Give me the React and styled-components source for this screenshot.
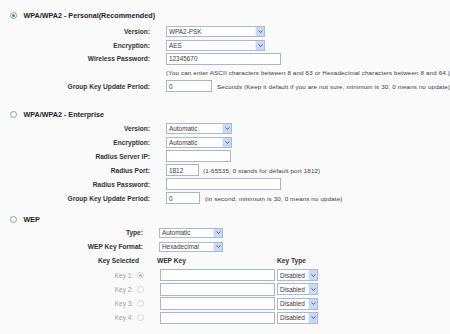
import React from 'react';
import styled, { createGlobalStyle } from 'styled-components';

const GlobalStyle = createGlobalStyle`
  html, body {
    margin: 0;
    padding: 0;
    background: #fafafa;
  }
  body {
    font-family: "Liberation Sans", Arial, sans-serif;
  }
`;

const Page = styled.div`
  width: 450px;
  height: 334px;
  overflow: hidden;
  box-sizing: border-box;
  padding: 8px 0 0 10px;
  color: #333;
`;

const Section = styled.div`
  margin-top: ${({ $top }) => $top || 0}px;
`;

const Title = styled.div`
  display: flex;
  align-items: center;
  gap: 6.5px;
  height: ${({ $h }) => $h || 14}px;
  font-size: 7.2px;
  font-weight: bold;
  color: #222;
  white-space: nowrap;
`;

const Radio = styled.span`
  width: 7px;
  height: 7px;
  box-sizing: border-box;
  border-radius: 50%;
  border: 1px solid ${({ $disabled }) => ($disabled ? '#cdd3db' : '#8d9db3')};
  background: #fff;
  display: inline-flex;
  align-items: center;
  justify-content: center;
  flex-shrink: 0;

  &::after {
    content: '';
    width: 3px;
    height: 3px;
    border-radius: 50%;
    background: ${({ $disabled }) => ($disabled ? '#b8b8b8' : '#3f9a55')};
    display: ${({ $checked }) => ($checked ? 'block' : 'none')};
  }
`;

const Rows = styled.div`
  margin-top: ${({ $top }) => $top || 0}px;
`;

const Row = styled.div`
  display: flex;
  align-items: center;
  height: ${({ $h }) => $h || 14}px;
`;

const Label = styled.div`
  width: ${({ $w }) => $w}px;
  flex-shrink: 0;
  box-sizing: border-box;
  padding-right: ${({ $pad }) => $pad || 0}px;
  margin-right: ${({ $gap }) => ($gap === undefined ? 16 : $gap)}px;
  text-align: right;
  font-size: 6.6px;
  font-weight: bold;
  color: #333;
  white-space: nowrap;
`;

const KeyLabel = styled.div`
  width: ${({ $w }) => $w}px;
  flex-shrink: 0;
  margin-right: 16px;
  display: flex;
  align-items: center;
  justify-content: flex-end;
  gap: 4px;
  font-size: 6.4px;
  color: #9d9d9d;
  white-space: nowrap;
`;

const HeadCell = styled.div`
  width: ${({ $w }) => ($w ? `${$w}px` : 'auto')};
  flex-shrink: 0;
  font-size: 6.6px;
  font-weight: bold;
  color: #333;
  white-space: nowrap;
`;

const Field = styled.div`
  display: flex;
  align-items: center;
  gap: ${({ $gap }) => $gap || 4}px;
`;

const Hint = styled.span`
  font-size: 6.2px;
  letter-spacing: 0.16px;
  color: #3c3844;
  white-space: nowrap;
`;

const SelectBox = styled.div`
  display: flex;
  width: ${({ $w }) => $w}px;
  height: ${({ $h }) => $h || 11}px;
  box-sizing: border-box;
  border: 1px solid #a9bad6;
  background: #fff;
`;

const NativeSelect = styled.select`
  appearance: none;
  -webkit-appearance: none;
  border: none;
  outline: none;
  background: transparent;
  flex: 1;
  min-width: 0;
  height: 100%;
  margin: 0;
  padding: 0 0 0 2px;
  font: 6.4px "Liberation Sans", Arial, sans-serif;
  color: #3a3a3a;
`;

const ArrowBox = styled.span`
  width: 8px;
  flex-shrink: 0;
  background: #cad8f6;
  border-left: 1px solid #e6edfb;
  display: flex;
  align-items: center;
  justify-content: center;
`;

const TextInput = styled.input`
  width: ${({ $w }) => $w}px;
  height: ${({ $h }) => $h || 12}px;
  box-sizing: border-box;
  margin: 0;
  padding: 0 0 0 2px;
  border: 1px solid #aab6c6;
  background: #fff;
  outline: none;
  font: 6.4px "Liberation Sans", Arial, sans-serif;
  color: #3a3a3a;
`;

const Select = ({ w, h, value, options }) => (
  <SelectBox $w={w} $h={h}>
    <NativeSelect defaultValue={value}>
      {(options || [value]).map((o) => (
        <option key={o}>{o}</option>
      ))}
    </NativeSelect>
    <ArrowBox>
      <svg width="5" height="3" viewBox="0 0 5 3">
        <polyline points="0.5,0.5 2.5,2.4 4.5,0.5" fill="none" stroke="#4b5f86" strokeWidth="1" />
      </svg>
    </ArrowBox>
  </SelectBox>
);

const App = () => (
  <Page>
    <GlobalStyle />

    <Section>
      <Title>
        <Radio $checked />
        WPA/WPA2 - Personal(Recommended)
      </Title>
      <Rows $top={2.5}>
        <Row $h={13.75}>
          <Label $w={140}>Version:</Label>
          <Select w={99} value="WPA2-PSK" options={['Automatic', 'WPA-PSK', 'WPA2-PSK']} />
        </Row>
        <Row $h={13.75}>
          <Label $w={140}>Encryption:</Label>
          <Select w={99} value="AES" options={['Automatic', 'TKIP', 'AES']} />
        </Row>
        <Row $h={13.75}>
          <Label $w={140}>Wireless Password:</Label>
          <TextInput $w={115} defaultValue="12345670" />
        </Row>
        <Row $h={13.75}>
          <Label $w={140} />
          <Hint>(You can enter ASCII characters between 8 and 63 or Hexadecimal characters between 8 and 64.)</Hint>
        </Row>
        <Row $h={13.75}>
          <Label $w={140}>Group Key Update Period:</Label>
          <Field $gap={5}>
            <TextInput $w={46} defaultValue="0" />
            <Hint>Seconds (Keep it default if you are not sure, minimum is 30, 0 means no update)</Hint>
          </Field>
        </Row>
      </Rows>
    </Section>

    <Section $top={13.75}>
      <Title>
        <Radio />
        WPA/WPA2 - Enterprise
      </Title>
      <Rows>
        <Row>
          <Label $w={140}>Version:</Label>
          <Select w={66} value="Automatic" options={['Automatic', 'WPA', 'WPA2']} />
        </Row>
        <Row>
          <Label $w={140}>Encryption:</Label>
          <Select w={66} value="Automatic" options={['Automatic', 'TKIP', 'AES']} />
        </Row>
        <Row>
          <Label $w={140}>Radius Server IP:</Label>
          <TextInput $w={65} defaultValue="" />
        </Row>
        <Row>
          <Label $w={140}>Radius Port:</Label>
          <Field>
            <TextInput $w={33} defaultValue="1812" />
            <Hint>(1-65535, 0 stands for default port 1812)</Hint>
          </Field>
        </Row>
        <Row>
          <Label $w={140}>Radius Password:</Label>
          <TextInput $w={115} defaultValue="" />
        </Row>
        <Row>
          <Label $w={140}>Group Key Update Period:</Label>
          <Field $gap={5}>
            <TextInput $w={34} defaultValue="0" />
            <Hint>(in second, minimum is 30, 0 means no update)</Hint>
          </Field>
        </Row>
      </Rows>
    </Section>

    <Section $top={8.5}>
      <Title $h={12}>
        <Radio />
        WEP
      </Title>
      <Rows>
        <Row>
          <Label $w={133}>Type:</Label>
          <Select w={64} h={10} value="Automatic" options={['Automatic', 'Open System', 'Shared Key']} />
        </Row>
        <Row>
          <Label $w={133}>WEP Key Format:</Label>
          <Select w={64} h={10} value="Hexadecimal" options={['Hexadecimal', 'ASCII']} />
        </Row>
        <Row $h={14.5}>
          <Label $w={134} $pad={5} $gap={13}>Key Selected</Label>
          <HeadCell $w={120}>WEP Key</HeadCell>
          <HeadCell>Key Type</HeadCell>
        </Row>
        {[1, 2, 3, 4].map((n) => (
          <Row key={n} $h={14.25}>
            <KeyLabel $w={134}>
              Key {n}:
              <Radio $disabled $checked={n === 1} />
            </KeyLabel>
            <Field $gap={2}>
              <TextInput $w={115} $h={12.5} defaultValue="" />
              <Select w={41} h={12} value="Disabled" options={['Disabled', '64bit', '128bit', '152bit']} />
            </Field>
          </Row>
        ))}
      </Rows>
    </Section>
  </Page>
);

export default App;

★ ★ ★

▸ **Aim**:
Copy every line above word for word and exclude the pictures.

▸ **Correct response**:
Give me the React and styled-components source for this screenshot.
import React from 'react';
import styled, { createGlobalStyle } from 'styled-components';

const GlobalStyle = createGlobalStyle`
  html, body {
    margin: 0;
    padding: 0;
    background: #fafafa;
  }
  body {
    font-family: "Liberation Sans", Arial, sans-serif;
  }
`;

const Page = styled.div`
  width: 450px;
  height: 334px;
  overflow: hidden;
  box-sizing: border-box;
  padding: 8px 0 0 10px;
  color: #333;
`;

const Section = styled.div`
  margin-top: ${({ $top }) => $top || 0}px;
`;

const Title = styled.div`
  display: flex;
  align-items: center;
  gap: 6.5px;
  height: ${({ $h }) => $h || 14}px;
  font-size: 7.2px;
  font-weight: bold;
  color: #222;
  white-space: nowrap;
`;

const Radio = styled.span`
  width: 7px;
  height: 7px;
  box-sizing: border-box;
  border-radius: 50%;
  border: 1px solid ${({ $disabled }) => ($disabled ? '#cdd3db' : '#8d9db3')};
  background: #fff;
  display: inline-flex;
  align-items: center;
  justify-content: center;
  flex-shrink: 0;

  &::after {
    content: '';
    width: 3px;
    height: 3px;
    border-radius: 50%;
    background: ${({ $disabled }) => ($disabled ? '#b8b8b8' : '#3f9a55')};
    display: ${({ $checked }) => ($checked ? 'block' : 'none')};
  }
`;

const Rows = styled.div`
  margin-top: ${({ $top }) => $top || 0}px;
`;

const Row = styled.div`
  display: flex;
  align-items: center;
  height: ${({ $h }) => $h || 14}px;
`;

const Label = styled.div`
  width: ${({ $w }) => $w}px;
  flex-shrink: 0;
  box-sizing: border-box;
  padding-right: ${({ $pad }) => $pad || 0}px;
  margin-right: ${({ $gap }) => ($gap === undefined ? 16 : $gap)}px;
  text-align: right;
  font-size: 6.6px;
  font-weight: bold;
  color: #333;
  white-space: nowrap;
`;

const KeyLabel = styled.div`
  width: ${({ $w }) => $w}px;
  flex-shrink: 0;
  margin-right: 16px;
  display: flex;
  align-items: center;
  justify-content: flex-end;
  gap: 4px;
  font-size: 6.4px;
  color: #9d9d9d;
  white-space: nowrap;
`;

const HeadCell = styled.div`
  width: ${({ $w }) => ($w ? `${$w}px` : 'auto')};
  flex-shrink: 0;
  font-size: 6.6px;
  font-weight: bold;
  color: #333;
  white-space: nowrap;
`;

const Field = styled.div`
  display: flex;
  align-items: center;
  gap: ${({ $gap }) => $gap || 4}px;
`;

const Hint = styled.span`
  font-size: 6.2px;
  letter-spacing: 0.16px;
  color: #3c3844;
  white-space: nowrap;
`;

const SelectBox = styled.div`
  display: flex;
  width: ${({ $w }) => $w}px;
  height: ${({ $h }) => $h || 11}px;
  box-sizing: border-box;
  border: 1px solid #a9bad6;
  background: #fff;
`;

const NativeSelect = styled.select`
  appearance: none;
  -webkit-appearance: none;
  border: none;
  outline: none;
  background: transparent;
  flex: 1;
  min-width: 0;
  height: 100%;
  margin: 0;
  padding: 0 0 0 2px;
  font: 6.4px "Liberation Sans", Arial, sans-serif;
  color: #3a3a3a;
`;

const ArrowBox = styled.span`
  width: 8px;
  flex-shrink: 0;
  background: #cad8f6;
  border-left: 1px solid #e6edfb;
  display: flex;
  align-items: center;
  justify-content: center;
`;

const TextInput = styled.input`
  width: ${({ $w }) => $w}px;
  height: ${({ $h }) => $h || 12}px;
  box-sizing: border-box;
  margin: 0;
  padding: 0 0 0 2px;
  border: 1px solid #aab6c6;
  background: #fff;
  outline: none;
  font: 6.4px "Liberation Sans", Arial, sans-serif;
  color: #3a3a3a;
`;

const Select = ({ w, h, value, options }) => (
  <SelectBox $w={w} $h={h}>
    <NativeSelect defaultValue={value}>
      {(options || [value]).map((o) => (
        <option key={o}>{o}</option>
      ))}
    </NativeSelect>
    <ArrowBox>
      <svg width="5" height="3" viewBox="0 0 5 3">
        <polyline points="0.5,0.5 2.5,2.4 4.5,0.5" fill="none" stroke="#4b5f86" strokeWidth="1" />
      </svg>
    </ArrowBox>
  </SelectBox>
);

const App = () => (
  <Page>
    <GlobalStyle />

    <Section>
      <Title>
        <Radio $checked />
        WPA/WPA2 - Personal(Recommended)
      </Title>
      <Rows $top={2.5}>
        <Row $h={13.75}>
          <Label $w={140}>Version:</Label>
          <Select w={99} value="WPA2-PSK" options={['Automatic', 'WPA-PSK', 'WPA2-PSK']} />
        </Row>
        <Row $h={13.75}>
          <Label $w={140}>Encryption:</Label>
          <Select w={99} value="AES" options={['Automatic', 'TKIP', 'AES']} />
        </Row>
        <Row $h={13.75}>
          <Label $w={140}>Wireless Password:</Label>
          <TextInput $w={115} defaultValue="12345670" />
        </Row>
        <Row $h={13.75}>
          <Label $w={140} />
          <Hint>(You can enter ASCII characters between 8 and 63 or Hexadecimal characters between 8 and 64.)</Hint>
        </Row>
        <Row $h={13.75}>
          <Label $w={140}>Group Key Update Period:</Label>
          <Field $gap={5}>
            <TextInput $w={46} defaultValue="0" />
            <Hint>Seconds (Keep it default if you are not sure, minimum is 30, 0 means no update)</Hint>
          </Field>
        </Row>
      </Rows>
    </Section>

    <Section $top={13.75}>
      <Title>
        <Radio />
        WPA/WPA2 - Enterprise
      </Title>
      <Rows>
        <Row>
          <Label $w={140}>Version:</Label>
          <Select w={66} value="Automatic" options={['Automatic', 'WPA', 'WPA2']} />
        </Row>
        <Row>
          <Label $w={140}>Encryption:</Label>
          <Select w={66} value="Automatic" options={['Automatic', 'TKIP', 'AES']} />
        </Row>
        <Row>
          <Label $w={140}>Radius Server IP:</Label>
          <TextInput $w={65} defaultValue="" />
        </Row>
        <Row>
          <Label $w={140}>Radius Port:</Label>
          <Field>
            <TextInput $w={33} defaultValue="1812" />
            <Hint>(1-65535, 0 stands for default port 1812)</Hint>
          </Field>
        </Row>
        <Row>
          <Label $w={140}>Radius Password:</Label>
          <TextInput $w={115} defaultValue="" />
        </Row>
        <Row>
          <Label $w={140}>Group Key Update Period:</Label>
          <Field $gap={5}>
            <TextInput $w={34} defaultValue="0" />
            <Hint>(in second, minimum is 30, 0 means no update)</Hint>
          </Field>
        </Row>
      </Rows>
    </Section>

    <Section $top={8.5}>
      <Title $h={12}>
        <Radio />
        WEP
      </Title>
      <Rows>
        <Row>
          <Label $w={133}>Type:</Label>
          <Select w={64} h={10} value="Automatic" options={['Automatic', 'Open System', 'Shared Key']} />
        </Row>
        <Row>
          <Label $w={133}>WEP Key Format:</Label>
          <Select w={64} h={10} value="Hexadecimal" options={['Hexadecimal', 'ASCII']} />
        </Row>
        <Row $h={14.5}>
          <Label $w={134} $pad={5} $gap={13}>Key Selected</Label>
          <HeadCell $w={120}>WEP Key</HeadCell>
          <HeadCell>Key Type</HeadCell>
        </Row>
        {[1, 2, 3, 4].map((n) => (
          <Row key={n} $h={14.25}>
            <KeyLabel $w={134}>
              Key {n}:
              <Radio $disabled $checked={n === 1} />
            </KeyLabel>
            <Field $gap={2}>
              <TextInput $w={115} $h={12.5} defaultValue="" />
              <Select w={41} h={12} value="Disabled" options={['Disabled', '64bit', '128bit', '152bit']} />
            </Field>
          </Row>
        ))}
      </Rows>
    </Section>
  </Page>
);

export default App;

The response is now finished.